(AIM): Omit all images. Write out the rest of the material exactly.

(DATA EXCERPT):

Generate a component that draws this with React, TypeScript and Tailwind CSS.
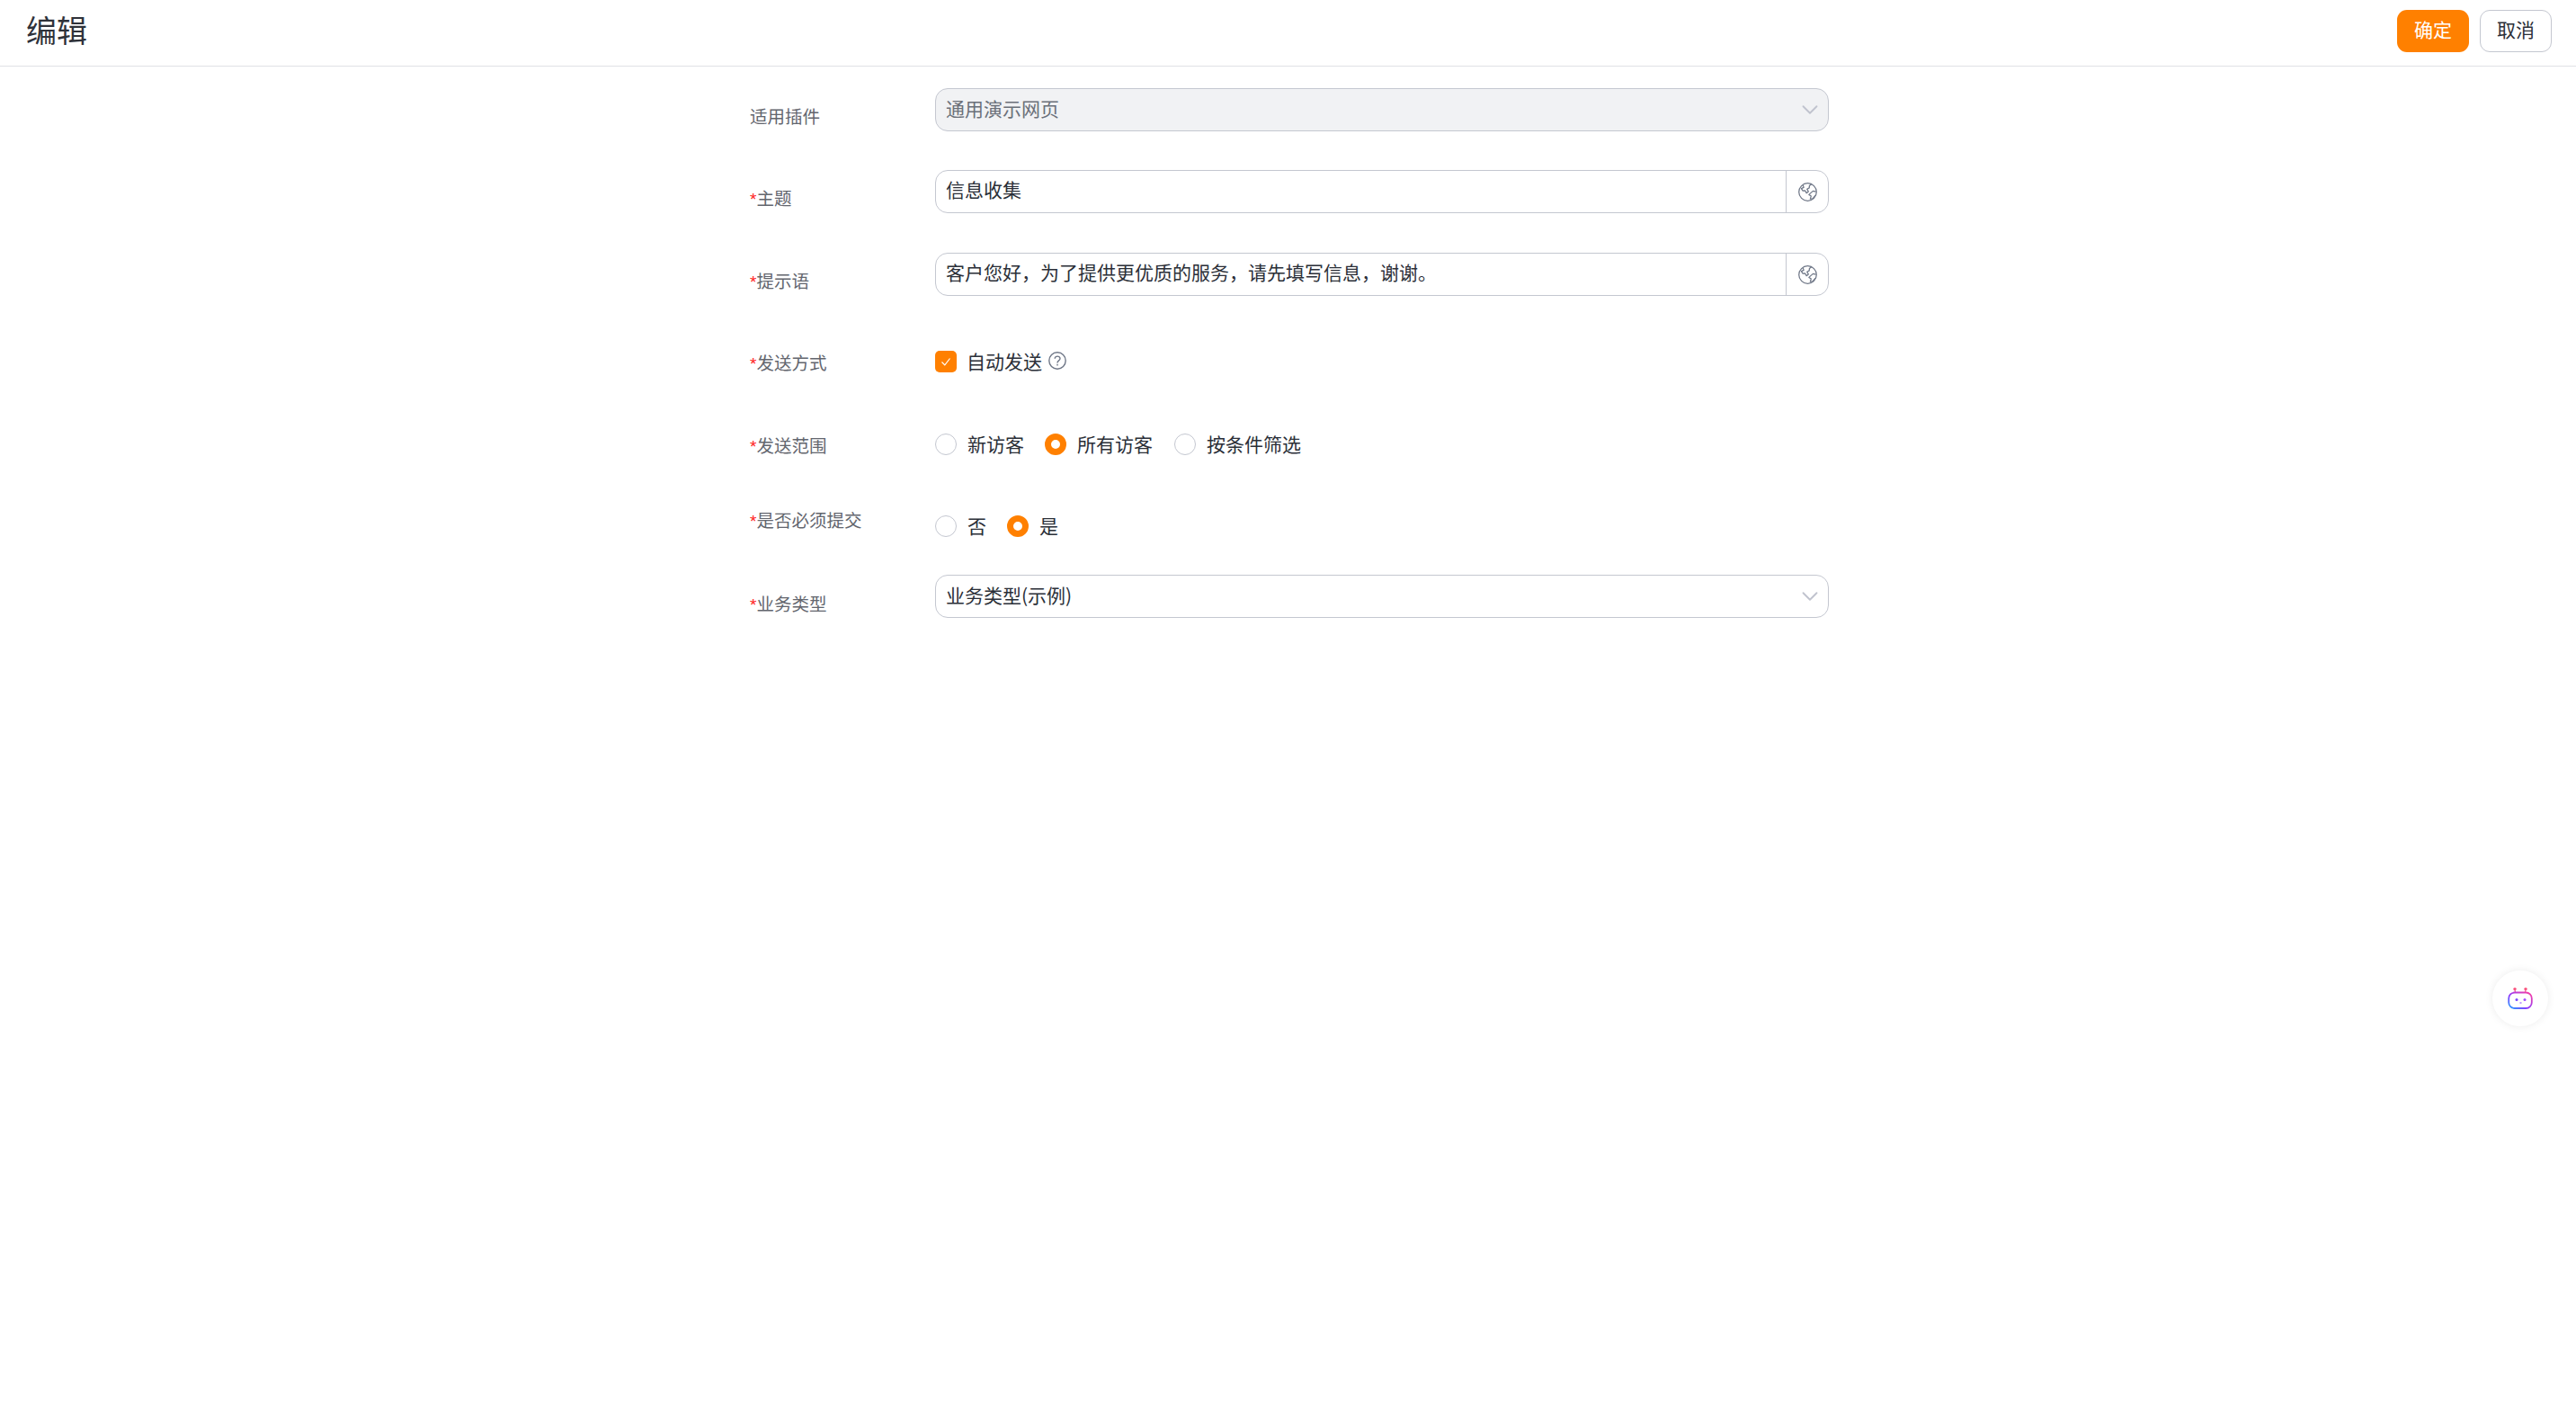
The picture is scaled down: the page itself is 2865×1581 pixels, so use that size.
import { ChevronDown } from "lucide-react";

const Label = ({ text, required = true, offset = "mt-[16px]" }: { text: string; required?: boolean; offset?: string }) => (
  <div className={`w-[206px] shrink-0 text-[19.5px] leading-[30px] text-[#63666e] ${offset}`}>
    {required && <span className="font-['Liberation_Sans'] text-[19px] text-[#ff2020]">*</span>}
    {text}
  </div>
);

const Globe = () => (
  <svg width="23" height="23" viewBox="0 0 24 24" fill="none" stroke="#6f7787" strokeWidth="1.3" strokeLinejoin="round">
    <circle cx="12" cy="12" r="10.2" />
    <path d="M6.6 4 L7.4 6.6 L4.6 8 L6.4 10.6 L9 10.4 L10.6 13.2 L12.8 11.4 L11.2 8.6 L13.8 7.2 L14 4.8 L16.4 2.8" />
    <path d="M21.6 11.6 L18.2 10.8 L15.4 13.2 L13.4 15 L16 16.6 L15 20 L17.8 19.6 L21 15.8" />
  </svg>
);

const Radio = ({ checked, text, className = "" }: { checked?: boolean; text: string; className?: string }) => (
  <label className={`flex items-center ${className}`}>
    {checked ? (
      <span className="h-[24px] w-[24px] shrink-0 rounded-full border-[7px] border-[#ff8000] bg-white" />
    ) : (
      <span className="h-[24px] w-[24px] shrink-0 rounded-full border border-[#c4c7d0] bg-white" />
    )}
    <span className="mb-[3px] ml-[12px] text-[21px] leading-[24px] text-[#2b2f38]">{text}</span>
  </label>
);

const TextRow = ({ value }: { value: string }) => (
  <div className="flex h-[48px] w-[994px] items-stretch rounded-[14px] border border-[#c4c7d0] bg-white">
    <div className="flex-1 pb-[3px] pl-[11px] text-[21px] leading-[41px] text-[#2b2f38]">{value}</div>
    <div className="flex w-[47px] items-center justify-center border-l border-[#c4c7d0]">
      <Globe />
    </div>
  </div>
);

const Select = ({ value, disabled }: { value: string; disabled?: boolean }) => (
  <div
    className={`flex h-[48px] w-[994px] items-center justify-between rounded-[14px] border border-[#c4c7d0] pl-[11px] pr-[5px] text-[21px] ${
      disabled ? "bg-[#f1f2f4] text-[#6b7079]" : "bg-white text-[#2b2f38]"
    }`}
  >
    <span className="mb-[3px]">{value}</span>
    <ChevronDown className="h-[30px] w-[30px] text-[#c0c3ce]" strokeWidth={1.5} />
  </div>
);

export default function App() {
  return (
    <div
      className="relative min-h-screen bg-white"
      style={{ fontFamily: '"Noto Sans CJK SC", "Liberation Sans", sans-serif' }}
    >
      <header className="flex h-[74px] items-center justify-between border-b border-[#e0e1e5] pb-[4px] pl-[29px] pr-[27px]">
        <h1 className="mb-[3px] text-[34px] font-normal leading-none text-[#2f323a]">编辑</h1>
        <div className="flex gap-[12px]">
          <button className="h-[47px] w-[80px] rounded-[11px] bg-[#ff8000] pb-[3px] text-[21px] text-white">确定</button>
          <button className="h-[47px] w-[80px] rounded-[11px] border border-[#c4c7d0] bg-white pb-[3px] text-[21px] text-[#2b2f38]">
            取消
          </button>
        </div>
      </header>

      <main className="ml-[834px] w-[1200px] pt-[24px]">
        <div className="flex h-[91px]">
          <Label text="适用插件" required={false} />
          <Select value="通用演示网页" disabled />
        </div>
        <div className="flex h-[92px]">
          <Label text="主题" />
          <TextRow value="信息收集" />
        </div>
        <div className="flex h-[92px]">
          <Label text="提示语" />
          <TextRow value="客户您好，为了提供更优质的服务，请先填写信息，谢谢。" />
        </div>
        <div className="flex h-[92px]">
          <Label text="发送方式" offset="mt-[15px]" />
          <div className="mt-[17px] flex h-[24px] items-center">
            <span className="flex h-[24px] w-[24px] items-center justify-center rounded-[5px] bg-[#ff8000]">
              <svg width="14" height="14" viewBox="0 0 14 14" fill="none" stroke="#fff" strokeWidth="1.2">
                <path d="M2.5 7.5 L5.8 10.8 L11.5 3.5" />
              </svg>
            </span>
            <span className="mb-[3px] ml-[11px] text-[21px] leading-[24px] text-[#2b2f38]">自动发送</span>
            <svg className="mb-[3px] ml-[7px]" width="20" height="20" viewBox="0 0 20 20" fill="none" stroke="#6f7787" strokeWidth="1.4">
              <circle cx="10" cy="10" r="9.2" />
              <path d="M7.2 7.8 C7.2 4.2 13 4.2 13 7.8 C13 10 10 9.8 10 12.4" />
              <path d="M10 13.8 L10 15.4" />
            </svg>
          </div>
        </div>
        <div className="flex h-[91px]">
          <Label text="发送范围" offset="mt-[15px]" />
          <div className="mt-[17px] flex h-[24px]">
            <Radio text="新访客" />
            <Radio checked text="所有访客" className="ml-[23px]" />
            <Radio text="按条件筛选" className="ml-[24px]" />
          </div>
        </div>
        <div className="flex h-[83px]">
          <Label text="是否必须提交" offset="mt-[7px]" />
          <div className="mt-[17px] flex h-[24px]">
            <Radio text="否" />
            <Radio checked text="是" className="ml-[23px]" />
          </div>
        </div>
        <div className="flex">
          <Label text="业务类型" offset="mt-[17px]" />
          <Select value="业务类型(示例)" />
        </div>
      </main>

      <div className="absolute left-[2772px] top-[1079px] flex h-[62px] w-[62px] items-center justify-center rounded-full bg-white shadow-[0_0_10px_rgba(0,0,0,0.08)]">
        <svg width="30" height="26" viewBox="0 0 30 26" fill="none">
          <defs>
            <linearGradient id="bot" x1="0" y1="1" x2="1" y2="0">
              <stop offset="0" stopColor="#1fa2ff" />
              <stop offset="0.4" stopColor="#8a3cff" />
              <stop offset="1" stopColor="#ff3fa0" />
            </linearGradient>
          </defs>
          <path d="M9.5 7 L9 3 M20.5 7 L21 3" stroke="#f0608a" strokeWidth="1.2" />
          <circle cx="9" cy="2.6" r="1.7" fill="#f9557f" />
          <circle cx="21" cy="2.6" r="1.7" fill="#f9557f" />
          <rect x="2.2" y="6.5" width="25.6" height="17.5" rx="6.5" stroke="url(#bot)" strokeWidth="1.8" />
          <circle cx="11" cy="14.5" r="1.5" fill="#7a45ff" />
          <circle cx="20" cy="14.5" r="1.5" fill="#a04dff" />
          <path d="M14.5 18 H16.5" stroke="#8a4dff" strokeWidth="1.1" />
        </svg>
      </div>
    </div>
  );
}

(RESULT BELOW):
Generate a component that draws this with React, TypeScript and Tailwind CSS.
The picture is scaled down: the page itself is 2865×1581 pixels, so use that size.
import { ChevronDown } from "lucide-react";

const Label = ({ text, required = true, offset = "mt-[16px]" }: { text: string; required?: boolean; offset?: string }) => (
  <div className={`w-[206px] shrink-0 text-[19.5px] leading-[30px] text-[#63666e] ${offset}`}>
    {required && <span className="font-['Liberation_Sans'] text-[19px] text-[#ff2020]">*</span>}
    {text}
  </div>
);

const Globe = () => (
  <svg width="23" height="23" viewBox="0 0 24 24" fill="none" stroke="#6f7787" strokeWidth="1.3" strokeLinejoin="round">
    <circle cx="12" cy="12" r="10.2" />
    <path d="M6.6 4 L7.4 6.6 L4.6 8 L6.4 10.6 L9 10.4 L10.6 13.2 L12.8 11.4 L11.2 8.6 L13.8 7.2 L14 4.8 L16.4 2.8" />
    <path d="M21.6 11.6 L18.2 10.8 L15.4 13.2 L13.4 15 L16 16.6 L15 20 L17.8 19.6 L21 15.8" />
  </svg>
);

const Radio = ({ checked, text, className = "" }: { checked?: boolean; text: string; className?: string }) => (
  <label className={`flex items-center ${className}`}>
    {checked ? (
      <span className="h-[24px] w-[24px] shrink-0 rounded-full border-[7px] border-[#ff8000] bg-white" />
    ) : (
      <span className="h-[24px] w-[24px] shrink-0 rounded-full border border-[#c4c7d0] bg-white" />
    )}
    <span className="mb-[3px] ml-[12px] text-[21px] leading-[24px] text-[#2b2f38]">{text}</span>
  </label>
);

const TextRow = ({ value }: { value: string }) => (
  <div className="flex h-[48px] w-[994px] items-stretch rounded-[14px] border border-[#c4c7d0] bg-white">
    <div className="flex-1 pb-[3px] pl-[11px] text-[21px] leading-[41px] text-[#2b2f38]">{value}</div>
    <div className="flex w-[47px] items-center justify-center border-l border-[#c4c7d0]">
      <Globe />
    </div>
  </div>
);

const Select = ({ value, disabled }: { value: string; disabled?: boolean }) => (
  <div
    className={`flex h-[48px] w-[994px] items-center justify-between rounded-[14px] border border-[#c4c7d0] pl-[11px] pr-[5px] text-[21px] ${
      disabled ? "bg-[#f1f2f4] text-[#6b7079]" : "bg-white text-[#2b2f38]"
    }`}
  >
    <span className="mb-[3px]">{value}</span>
    <ChevronDown className="h-[30px] w-[30px] text-[#c0c3ce]" strokeWidth={1.5} />
  </div>
);

export default function App() {
  return (
    <div
      className="relative min-h-screen bg-white"
      style={{ fontFamily: '"Noto Sans CJK SC", "Liberation Sans", sans-serif' }}
    >
      <header className="flex h-[74px] items-center justify-between border-b border-[#e0e1e5] pb-[4px] pl-[29px] pr-[27px]">
        <h1 className="mb-[3px] text-[34px] font-normal leading-none text-[#2f323a]">编辑</h1>
        <div className="flex gap-[12px]">
          <button className="h-[47px] w-[80px] rounded-[11px] bg-[#ff8000] pb-[3px] text-[21px] text-white">确定</button>
          <button className="h-[47px] w-[80px] rounded-[11px] border border-[#c4c7d0] bg-white pb-[3px] text-[21px] text-[#2b2f38]">
            取消
          </button>
        </div>
      </header>

      <main className="ml-[834px] w-[1200px] pt-[24px]">
        <div className="flex h-[91px]">
          <Label text="适用插件" required={false} />
          <Select value="通用演示网页" disabled />
        </div>
        <div className="flex h-[92px]">
          <Label text="主题" />
          <TextRow value="信息收集" />
        </div>
        <div className="flex h-[92px]">
          <Label text="提示语" />
          <TextRow value="客户您好，为了提供更优质的服务，请先填写信息，谢谢。" />
        </div>
        <div className="flex h-[92px]">
          <Label text="发送方式" offset="mt-[15px]" />
          <div className="mt-[17px] flex h-[24px] items-center">
            <span className="flex h-[24px] w-[24px] items-center justify-center rounded-[5px] bg-[#ff8000]">
              <svg width="14" height="14" viewBox="0 0 14 14" fill="none" stroke="#fff" strokeWidth="1.2">
                <path d="M2.5 7.5 L5.8 10.8 L11.5 3.5" />
              </svg>
            </span>
            <span className="mb-[3px] ml-[11px] text-[21px] leading-[24px] text-[#2b2f38]">自动发送</span>
            <svg className="mb-[3px] ml-[7px]" width="20" height="20" viewBox="0 0 20 20" fill="none" stroke="#6f7787" strokeWidth="1.4">
              <circle cx="10" cy="10" r="9.2" />
              <path d="M7.2 7.8 C7.2 4.2 13 4.2 13 7.8 C13 10 10 9.8 10 12.4" />
              <path d="M10 13.8 L10 15.4" />
            </svg>
          </div>
        </div>
        <div className="flex h-[91px]">
          <Label text="发送范围" offset="mt-[15px]" />
          <div className="mt-[17px] flex h-[24px]">
            <Radio text="新访客" />
            <Radio checked text="所有访客" className="ml-[23px]" />
            <Radio text="按条件筛选" className="ml-[24px]" />
          </div>
        </div>
        <div className="flex h-[83px]">
          <Label text="是否必须提交" offset="mt-[7px]" />
          <div className="mt-[17px] flex h-[24px]">
            <Radio text="否" />
            <Radio checked text="是" className="ml-[23px]" />
          </div>
        </div>
        <div className="flex">
          <Label text="业务类型" offset="mt-[17px]" />
          <Select value="业务类型(示例)" />
        </div>
      </main>

      <div className="absolute left-[2772px] top-[1079px] flex h-[62px] w-[62px] items-center justify-center rounded-full bg-white shadow-[0_0_10px_rgba(0,0,0,0.08)]">
        <svg width="30" height="26" viewBox="0 0 30 26" fill="none">
          <defs>
            <linearGradient id="bot" x1="0" y1="1" x2="1" y2="0">
              <stop offset="0" stopColor="#1fa2ff" />
              <stop offset="0.4" stopColor="#8a3cff" />
              <stop offset="1" stopColor="#ff3fa0" />
            </linearGradient>
          </defs>
          <path d="M9.5 7 L9 3 M20.5 7 L21 3" stroke="#f0608a" strokeWidth="1.2" />
          <circle cx="9" cy="2.6" r="1.7" fill="#f9557f" />
          <circle cx="21" cy="2.6" r="1.7" fill="#f9557f" />
          <rect x="2.2" y="6.5" width="25.6" height="17.5" rx="6.5" stroke="url(#bot)" strokeWidth="1.8" />
          <circle cx="11" cy="14.5" r="1.5" fill="#7a45ff" />
          <circle cx="20" cy="14.5" r="1.5" fill="#a04dff" />
          <path d="M14.5 18 H16.5" stroke="#8a4dff" strokeWidth="1.1" />
        </svg>
      </div>
    </div>
  );
}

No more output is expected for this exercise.